To me it all about what type of energy is being conveyed and with that in mind it has happened that I'd play the same song entirely different depending on the worship leader or worship team I play with.
I guess there are no set rules.
I do this all the time, usually to break a song down to acoustic guitar & voice. I do something similar to you - approach it as a fingerstyle arrangement, where I get several parts going together. I try to shed the "fluff" of the arrangement and just focus on the meat of the song. That's not always easy, since many of the songs have such definitive arrangements. That's not to say I always play fingerstyle - I will switch to pick, or use pick exclusively if the song needs a stronger accompaniment.
I usually start by just sitting and playing through the song with my acoustic to see where it needs something and where I can be very sparse. I have a habit of changing chord voicings to accommodate a sparser arrangement without it feeling "empty". To my ear, I really want to hear the bass motion connecting the harmony as well as lead voicing the chords to accent the melody or specific riffs. I will also resort to alternate tunings to get a "bigger" sound out of the guitar (and open up more options for open string roots on chords/phrases).
I'm not sure I make the song simpler...but I'm not sure that's the point in my mind. I'm usually going for something more pleasing to my musical sensibilities.
And yes, switching up styles is fun too. I like to do "Love The Lord" (Lincoln Brewster) as a reggae. Works really well in that feel & opens up space for those lyrics.
I think a lot of it goes back to our particular take on music in general. I believe any good song stands on its own as a guitar & vocal or piano & vocal. If the song needs the arrangement, that so to say, if the arrangement makes the song tolerable...well, that's not a song I will generally spend any effort on.
Good discussion.
It's a good question Greg.
For me with songs intended to be sung by a congregation, I try to hear the song that's carried by the lyrics and then build a rhythm part around that, sometimes changing the chords to make the song flow and sit comfortably with itself. I have a particular way of playing, and *to me* very often complex CD arrangement detract from the accessibility and musicality of a song for a congregation to sing. Having said that, I use delays and modulation quite a bit, but have never intentionally sounded like U2 in church. ;)
I'd also say that space is good in music for church, but can be un-nerving for some people because they have to be able to keep in time and need to actually sing to participate, rather than just watch the performance.

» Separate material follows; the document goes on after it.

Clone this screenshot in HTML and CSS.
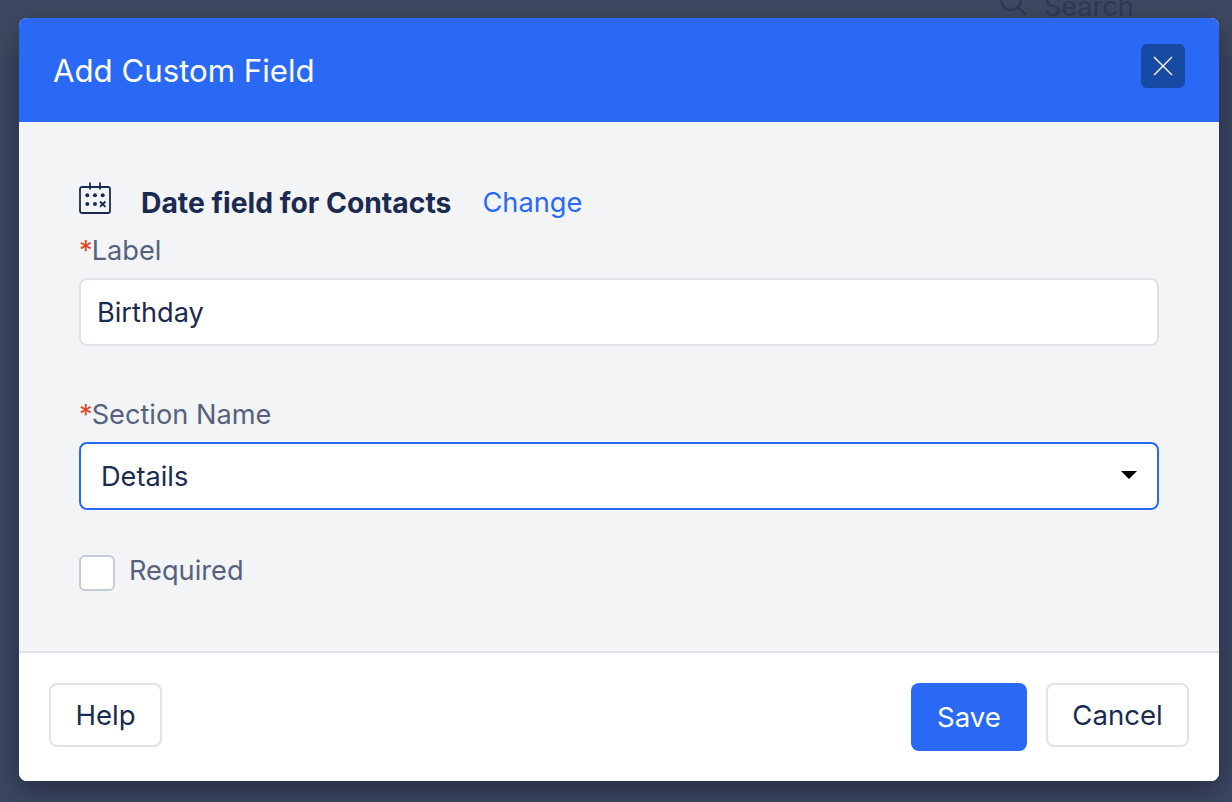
FILE: index.html
```html
<!DOCTYPE html>
<html lang="en">
<head>
<meta charset="utf-8">
<title>Add Custom Field</title>
<link rel="stylesheet" href="styles.css">
</head>
<body>
<div class="backdrop">
  <div class="topbar">
    <div class="search">
      <svg class="search-icon" width="30" height="30" viewBox="0 0 30 30" fill="none" stroke="currentColor" stroke-width="2.4"><circle cx="12" cy="10" r="10"/><path d="M19.5 17.5l7.5 7.5"/></svg>
      <span class="search-text">Search</span>
    </div>
  </div>
</div>
<div class="modal">
  <header class="modal-head">
    <h1 class="modal-title">Add Custom Field</h1>
    <button class="close" type="button" aria-label="Close">
      <svg width="20" height="20" viewBox="0 0 20 20" fill="none" stroke="#fff" stroke-width="1.4"><path d="M1 1l18 18M19 1L1 19"/></svg>
    </button>
  </header>
  <main class="modal-body">
    <div class="type-row">
      <svg class="cal" width="32" height="32" viewBox="0 0 32 32" fill="none">
        <rect x="1" y="5" width="30" height="26" rx="2" stroke="#1b2b4f" stroke-width="1.8"/>
        <path d="M11 0.5v7M21 0.5v7" stroke="#1b2b4f" stroke-width="1.8"/>
        <g fill="#1b2b4f"><circle cx="8.3" cy="13.3" r="2"/><circle cx="16" cy="13.3" r="2"/><circle cx="23.7" cy="13.3" r="2"/><circle cx="8.3" cy="22" r="2"/><circle cx="16" cy="22" r="2"/></g>
        <path d="M21 19.5l5.4 5.4M26.4 19.5L21 24.9" stroke="#1b2b4f" stroke-width="1.8"/>
      </svg>
      <strong class="type-name">Date field for Contacts</strong>
      <a class="change" href="#">Change</a>
    </div>
    <label class="field-label"><span class="req">*</span>Label</label>
    <div class="input">Birthday</div>
    <label class="field-label second"><span class="req">*</span>Section Name</label>
    <div class="select"><span>Details</span><i class="caret"></i></div>
    <div class="check-row"><span class="check"></span><span class="check-label">Required</span></div>
  </main>
  <footer class="modal-foot">
    <button class="btn" type="button">Help</button>
    <div class="foot-right">
      <button class="btn primary" type="button">Save</button>
      <button class="btn cancel" type="button">Cancel</button>
    </div>
  </footer>
</div>
</body>
</html>
```
FILE: styles.css
```css
* { box-sizing: border-box; }
html, body { margin: 0; height: 100%; }
body {
  width: 1232px;
  height: 802px;
  overflow: hidden;
  font-family: Inter, "Liberation Sans", sans-serif;
  color: #1b2b4f;
  position: relative;
}
.backdrop {
  height: 802px;
  background: #3d4763;
}
.topbar {
  height: 58px;
  display: flex;
  justify-content: flex-end;
  background: #3f4a62;
  border-bottom: 1px solid #38425a;
}
.search {
  display: flex;
  align-items: flex-start;
  gap: 15px;
  width: 233px;
  margin-top: -10px;
  color: #303a55;
}
.search-text { font-size: 27px; line-height: 33px; margin-top: 0; }
.modal {
  position: absolute;
  left: 19px;
  top: 18px;
  width: 1200px;
  height: 763px;
  border-radius: 8px;
  overflow: hidden;
  display: flex;
  flex-direction: column;
  background: #fff;
  box-shadow: 0 10px 30px rgba(20, 24, 38, 0.55);
}
.modal-head {
  height: 104px;
  flex: none;
  background: #2a69f6;
  display: flex;
  align-items: center;
  justify-content: space-between;
  padding: 0 34px 0 35px;
}
.modal-title {
  margin: 2px 0 0 -1px;
  font-size: 31.2px;
  font-weight: 400;
  line-height: 36px;
  color: #fff;
}
.close {
  width: 44px;
  height: 44px;
  padding: 0;
  border: 0;
  border-radius: 6px;
  background: #174ba3;
  display: flex;
  align-items: center;
  justify-content: center;
  margin-top: -8px;
}
.modal-body {
  flex: 1;
  background: #f3f4f6;
  padding: 58px 60px 0;
}
.type-row {
  display: flex;
  align-items: center;
  height: 44px;
}
.cal { flex: none; margin-top: -8px; }
.type-name {
  margin-left: 30px;
  margin-top: 1px;
  font-size: 28.3px;
  font-weight: 700;
  color: #1b2b4f;
}
.change {
  margin-left: 31px;
  font-size: 27.2px;
  color: #2a69f6;
  text-decoration: none;
}
.field-label {
  display: block;
  margin-top: 6px;
  font-size: 27.2px;
  line-height: 42px;
  height: 38px;
  color: #56627d;
}
.field-label.second { margin-top: 49px; line-height: 40px; }
.req { color: #d9482b; margin-right: -1px; }
.input, .select {
  height: 68px;
  width: 1080px;
  background: #fff;
  border-radius: 8px;
  font-size: 27.2px;
  color: #1b2b4f;
  display: flex;
  align-items: center;
}
.input {
  margin-top: 10px;
  border: 2px solid #dfe2e9;
  padding: 0 16px;
}
.select {
  margin-top: 9px;
  border: 2px solid #2a69f6;
  padding: 0 20px;
  justify-content: space-between;
}
.caret {
  width: 0;
  height: 0;
  border-left: 8px solid transparent;
  border-right: 8px solid transparent;
  border-top: 8px solid #000;
  margin-top: -2px;
}
.check-row {
  display: flex;
  align-items: center;
  margin-top: 44px;
  gap: 14px;
  height: 38px;
}
.check {
  width: 36px;
  height: 36px;
  background: #fff;
  border: 2px solid #c6ccd7;
  border-radius: 6px;
}
.check-label { font-size: 27.2px; color: #56627d; margin-top: -6px; }
.modal-foot {
  height: 130px;
  flex: none;
  background: #fff;
  border-top: 2px solid #e1e3ea;
  display: flex;
  align-items: flex-start;
  justify-content: space-between;
  padding: 30px 30px 0;
}
.foot-right { display: flex; gap: 19px; align-items: flex-start; }
.btn {
  height: 64px;
  width: 113px;
  background: #fff;
  border: 2px solid #e1e3ea;
  border-radius: 8px;
  font: 400 27.6px Inter, "Liberation Sans", sans-serif;
  color: #1b2b4f;
  padding: 0;
}
.btn.primary {
  height: 68px;
  width: 116px;
  background: #2a69f6;
  border: 0;
  color: #fff;
}
.btn.cancel { width: 143px; }
```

Reproducing CD type sounds live is almost impossible because so many busier tracks are compressed to death, with everything ducking under the lead vocal, then bouncing right back up as soon as the voice drops. We tried to do Matt Redman's Fires a couple of years back, and it wasn't until we'd attempted a CD-style sound that I listened with engineery ears to the original. Better to make the song your own than do a bad copy IMO.
Why is delay causing problems for those around, Greg? Is it affecting their perception of timing and rhythm or does it spread the guitar tones too wide?
I took my 18 watt clone along on Sunday for the first time, but it sounded too middly and almost flabby some of the time. Played the first 2 songs dry, then used reverb and chorus for the rest, plus delay between the C & R on one song where my strat was the only instrument and I really needed to create a wide sound.
Must bung a shot of my board up soon.
I guess echo has only been around since the 50s, so it's relatively new. ;-)
10,000 reasons is a great song, but one that I'd be quite happy with just an acoustic guitar or a strat straight in. It's funny, but I don't hear a band in that song at all in my head: maybe just guitar and bass. We're going to try an experiment for this Sunday, with the lass who plays acoustic playing bass instead, and I'll play acoustic. It will be primarily a time of worship too, so I need my fingers to be tough enough for 60-75min of playing.